Mission and Research Strategy

The mission of TBRI is targeted towards the control, the diagnosis and management of endemic diseases and their complications especially those affecting the liver, the gastrointestinal and the urinary tracts, mainly as result of schistosomiasis and viral hepatitis, this is to meet the social, economic and technological needs of Egypt and the regional area. The Institute adopts an integrated strategy based on six research programs that can cope with and fulfill this objective:

  • Control of endemic diseases: This program aims at modifying the existing means of control measures and introducing more recent methods to achieve a more effective yet less expensive control scheme without any harmful environmental impact, through the employment of molecular biology in vaccine production and biological control of the parasites and their intermediate hosts. Moreover, studying the role of the community and intensifying its active participation are prerequisites.
  • Diagnosis of endemic diseases: This program is directed to the study, assessment and modification of all diagnostic measures utilizing the most advanced technologies. The diagnosis varies from clinical and laboratory techniques to field studies (prevalence, ecological and socioeconomic implications).
  • Morbidity changes of endemic diseases: This program aims at studying the pathogenesis and the pathological changes caused by endemic diseases on different body systems.
  • Management of endemic diseases: This program evaluates both the current and advanced therapeutic measures and assess their efficacy and side effects. It includes the different medical and surgical management procedures of diseases and their complications. Studies on partial hepatectomy, liver regeneration and transplantation are items of this program.
  • Innovation in Applied Medical Sciences

Any innovations or patency in relevant research fields at TBRI are encouraged and supported.

  • Quality Management

Development of new strategies for performance appraisal of hospital, out-patient clinics and laboratories. Development of quality-based documentation, database and communication systems or technical and administrative tools at TBRI. Development of quality-based safety systems for patients, personnel and utilized tools at TBRI, and upgrading of human capacity.

Hospital Facilities

.Theodor Bilharz research Institute Hospital is a tertiary hospital in Waraq El-Hadar, Giza, Egypt.

· Six surgical theatres

.Three ICU units ( 11 beds general medical ICU, 4 beds Surgical post-operative and 12 beds Hepatic ICU)

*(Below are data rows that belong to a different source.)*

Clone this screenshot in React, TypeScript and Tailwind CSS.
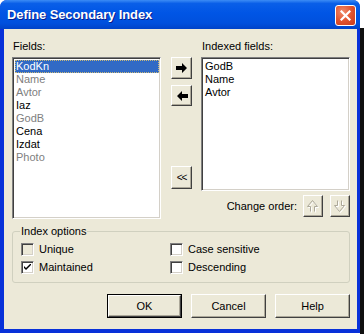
import React from "react";

const font = { fontFamily: '"Liberation Sans", Arial, sans-serif' };

function Btn({ className = "", children, def = false }: { className?: string; children?: React.ReactNode; def?: boolean }) {
  if (def) {
    return (
      <div className={`border border-black ${className}`}>
        <div className="w-full h-full bg-[#ECE9D8] border border-t-white border-l-white border-b-[#404040] border-r-[#404040] shadow-[inset_-1px_-1px_0_#ACA899] flex items-center justify-center">
          {children}
        </div>
      </div>
    );
  }
  return (
    <div className={`bg-[#ECE9D8] border border-t-white border-l-white border-b-[#404040] border-r-[#404040] shadow-[inset_-1px_-1px_0_#ACA899] flex items-center justify-center ${className}`}>
      {children}
    </div>
  );
}

function Check({ checked = false, disabled = false }: { checked?: boolean; disabled?: boolean }) {
  return (
    <div
      className={`w-[13px] h-[13px] border border-t-[#808080] border-l-[#808080] border-b-white border-r-white shadow-[inset_1px_1px_0_#404040,inset_-1px_-1px_0_#D4D0C8] flex items-center justify-center ${disabled ? "bg-[#ECE9D8]" : "bg-white"}`}
    >
      {checked && (
        <svg width="7" height="7" viewBox="0 0 7 7">
          <path d="M0 2 L0 4 L2 6 L7 1 L7 -1 L2 4 Z" fill="black" />
        </svg>
      )}
    </div>
  );
}

function ArrowRight() {
  return (
    <svg width="12" height="10" viewBox="0 0 12 10">
      <polygon points="0,3 6,3 6,0 11,5 6,10 6,7 0,7" fill="black" />
    </svg>
  );
}
function ArrowLeft() {
  return (
    <svg width="12" height="10" viewBox="0 0 12 10">
      <polygon points="12,3 6,3 6,0 1,5 6,10 6,7 12,7" fill="black" />
    </svg>
  );
}

function UpOutline() {
  return (
    <svg width="12" height="13" viewBox="0 0 12 13">
      <polyline points="4.5,12.5 4.5,7.5 1.5,7.5 6.5,1.5 11.5,7.5 8.5,7.5 8.5,12.5" fill="none" stroke="white" />
      <polyline points="3.5,11.5 3.5,6.5 0.5,6.5 5.5,0.5 10.5,6.5 7.5,6.5 7.5,11.5" fill="none" stroke="#ACA899" />
    </svg>
  );
}
function DownOutline() {
  return (
    <svg width="12" height="13" viewBox="0 0 12 13">
      <polyline points="4.5,1.5 4.5,6.5 1.5,6.5 6.5,12.5 11.5,6.5 8.5,6.5 8.5,1.5" fill="none" stroke="white" />
      <polyline points="3.5,0.5 3.5,5.5 0.5,5.5 5.5,11.5 10.5,5.5 7.5,5.5 7.5,0.5" fill="none" stroke="#ACA899" />
    </svg>
  );
}

const leftItems: { t: string; gray?: boolean }[] = [
  { t: "KodKn" },
  { t: "Name", gray: true },
  { t: "Avtor", gray: true },
  { t: "Iaz" },
  { t: "GodB", gray: true },
  { t: "Cena" },
  { t: "Izdat" },
  { t: "Photo", gray: true },
];

export default function App() {
  return (
    <div className="w-[364px] h-[334px] bg-white relative overflow-hidden text-[11px] text-black" style={font}>
      <div className="absolute right-0 top-[28px] w-[4px] h-[306px] bg-[#101010]" />
      <div className="w-[360px] h-[333px] rounded-t-[7px] bg-[#0831D9] flex flex-col px-[4px] pr-[3px] pb-[4px]">
        {/* Title bar */}
        <div className="h-[29px] -mx-[4px] -mr-[3px] rounded-t-[7px] bg-[linear-gradient(180deg,#3C8CF5_0%,#0A5FE8_12%,#0055E5_45%,#0050DD_80%,#0043C8_100%)] flex items-center pl-[7px] pr-[4px]">
          <span className="text-white font-bold text-[13px] tracking-[-0.1px] [text-shadow:1px_1px_0_#0A1E8C] flex-1" style={font}>
            Define Secondary Index
          </span>
          <div className="w-[21px] h-[21px] rounded-[3px] border border-white bg-[radial-gradient(circle_at_35%_30%,#F08C6C_0%,#E2542F_50%,#C83A1A_100%)] flex items-center justify-center mt-[1px]">
            <svg width="11" height="11" viewBox="0 0 11 11">
              <path d="M1.5 1.5 L9.5 9.5 M9.5 1.5 L1.5 9.5" stroke="white" strokeWidth="2.2" strokeLinecap="square" />
            </svg>
          </div>
        </div>
        {/* Content */}
        <div className="flex-1 bg-[#ECE9D8] flex flex-col pl-[8px]">
          <div className="flex mt-[10px]">
            {/* Left column */}
            <div className="w-[149px] flex flex-col">
              <div className="h-[14px] leading-[14px] pl-[1px]">Fields:</div>
              <div className="mt-[4px] h-[162px] bg-white border border-t-[#808080] border-l-[#808080] border-b-white border-r-white shadow-[inset_1px_1px_0_#404040,inset_-1px_-1px_0_#D4D0C8] p-[2px] pt-[2px] pr-[1px]">
                {leftItems.map((it, i) => (
                  <div
                    key={it.t}
                    className={`h-[13px] leading-[13px] pl-[1px] ${i === 0 ? "bg-[#316AC5] text-white outline outline-1 outline-dotted outline-[#C8B878] -outline-offset-1" : it.gray ? "text-[#808080]" : "text-black"}`}
                  >
                    {it.t}
                  </div>
                ))}
              </div>
            </div>
            {/* Middle buttons */}
            <div className="w-[21px] ml-[10px] flex flex-col pt-[18px]">
              <Btn className="h-[22px]"><ArrowRight /></Btn>
              <Btn className="h-[21px] mt-[6px]"><ArrowLeft /></Btn>
              <Btn className="h-[23px] mt-[60px]"><span className="text-[10px] leading-none tracking-[-1px]">&lt;&lt;</span></Btn>
            </div>
            {/* Right column */}
            <div className="w-[149px] ml-[9px] flex flex-col">
              <div className="h-[14px] leading-[14px] pl-[1px]">Indexed fields:</div>
              <div className="mt-[4px] h-[134px] bg-white border border-t-[#808080] border-l-[#808080] border-b-white border-r-white shadow-[inset_1px_1px_0_#404040,inset_-1px_-1px_0_#D4D0C8] p-[2px]">
                {["GodB", "Name", "Avtor"].map((t) => (
                  <div key={t} className="h-[13px] leading-[13px] pl-[1px]">{t}</div>
                ))}
              </div>
              <div className="mt-[4px] h-[22px] flex items-center justify-end">
                <span className="mr-[6px]">Change order:</span>
                <Btn className="w-[20px] h-[22px]"><UpOutline /></Btn>
                <Btn className="w-[20px] h-[22px] ml-[7px]"><DownOutline /></Btn>
              </div>
            </div>
          </div>
          {/* Group box */}
          <div className="mt-[12px] w-[338px] h-[52px] relative border border-[#D0D0BF] rounded-[3px]">
            <span className="absolute left-[7px] -top-[8px] px-[1px] bg-[#ECE9D8] leading-[14px]">Index options</span>
            <div className="grid grid-cols-[149px_1fr] pl-[8px] pt-[11px] gap-y-[5px]">
              <div className="flex items-center h-[13px]"><Check disabled /><span className="ml-[5px]">Unique</span></div>
              <div className="flex items-center h-[13px]"><Check /><span className="ml-[5px]">Case sensitive</span></div>
              <div className="flex items-center h-[13px]"><Check checked /><span className="ml-[5px]">Maintained</span></div>
              <div className="flex items-center h-[13px]"><Check /><span className="ml-[5px]">Descending</span></div>
            </div>
          </div>
          {/* Buttons */}
          <div className="mt-[11px] w-[338px] flex justify-end gap-[9px]">
            <Btn def className="w-[75px] h-[24px]"><span>OK</span></Btn>
            <Btn className="w-[75px] h-[24px]"><span>Cancel</span></Btn>
            <Btn className="w-[75px] h-[24px]"><span>Help</span></Btn>
          </div>
        </div>
      </div>
    </div>
  );
}
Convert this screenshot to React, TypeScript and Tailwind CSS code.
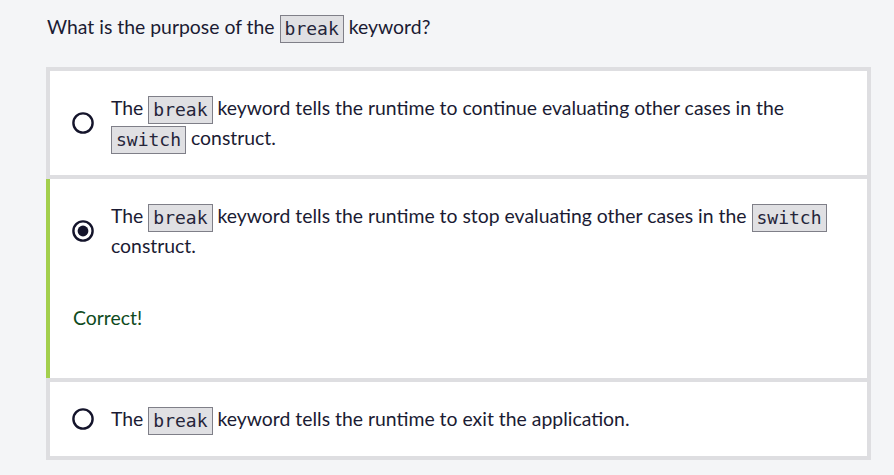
import React from "react";

const Code = ({ children }: { children: React.ReactNode }) => (
  <code
    className="inline-block align-middle border border-[#7f7f88] bg-[#e0e0e3] px-[4px] py-[2px] text-[18px] leading-[22px] text-[#25253a] -my-[4px]"
    style={{ fontFamily: '"DejaVu Sans Mono", monospace' }}
  >
    {children}
  </code>
);

const Radio = ({ checked }: { checked?: boolean }) => (
  <svg width="22" height="22" viewBox="0 0 22 22" className="shrink-0">
    <circle cx="11" cy="11" r="9.6" fill="white" stroke="#14142b" strokeWidth="2.4" />
    {checked && <circle cx="11" cy="11" r="5.4" fill="#14142b" />}
  </svg>
);

export default function App() {
  return (
    <div
      className="min-h-[475px] w-full bg-[#f4f5f7] text-[#1b1b33] text-[19.4px] leading-[30px]"
      style={{ fontFamily: 'Lato, "Noto Sans", sans-serif' }}
    >
      <div className="pl-[47px] pt-[12px] h-[67px]">
        What is the purpose of the <Code>break</Code> keyword?
      </div>
      <div className="ml-[46px] w-[825px] bg-[#dedee1] p-[4px] flex flex-col gap-[4px]">
        <div className="bg-white pl-[22px] pr-[24px] py-[22px] flex items-center">
          <Radio />
          <div className="ml-[17px]">
            The <Code>break</Code> keyword tells the runtime to continue evaluating other cases in the{" "}
            <Code>switch</Code> construct.
          </div>
        </div>
        <div className="bg-white -ml-[4px] border-l-4 border-[#a3cf4d] pl-[22px] pr-[24px] pt-[22px] pb-[45px]">
          <div className="flex items-center">
            <Radio checked />
            <div className="ml-[17px]">
              The <Code>break</Code> keyword tells the runtime to stop evaluating other cases in the{" "}
              <Code>switch</Code> construct.
            </div>
          </div>
          <div className="mt-[42px] pl-[1px] text-[#0f4a20]">Correct!</div>
        </div>
        <div className="bg-white pl-[22px] pr-[24px] py-[22px] flex items-center">
          <Radio />
          <div className="ml-[17px]">
            The <Code>break</Code> keyword tells the runtime to exit the application.
          </div>
        </div>
      </div>
    </div>
  );
}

.240 beds of Hepatology, Nephrology, General Medicine, Urosurgery, General Surgery, Intensive Care Unit.

.Fully equipped Diagnostic Radiology department.

. Intreventional Radiology Unit.

· Endoscopic facilities (gastroduodenoscopy, colonoscopy and ERCP) with ultrasonography and Doppler-electrocardiography.

· Laparoscopic facilities for diagnostic and therapeutic purposes.

· Minimal invasive urosurgery utilizing ureterorenoscopy; nephroscope and cystoscope, under fluoroscopic and endo-camera guidance.

· Blood gas monitoring with estimation of serum electrolytes.

· Fluoroscopy guided angio-table.

· Twenty machines for haemodialysis.

. Blood bank and various laboratories

Nursing School

Affiliated to the hospital is a nursing school which graduated 295 students since 1998 up to 2001 with an average of 26 students per year to fulfill the needs of the Institute, the Ministry of health and other health organizations.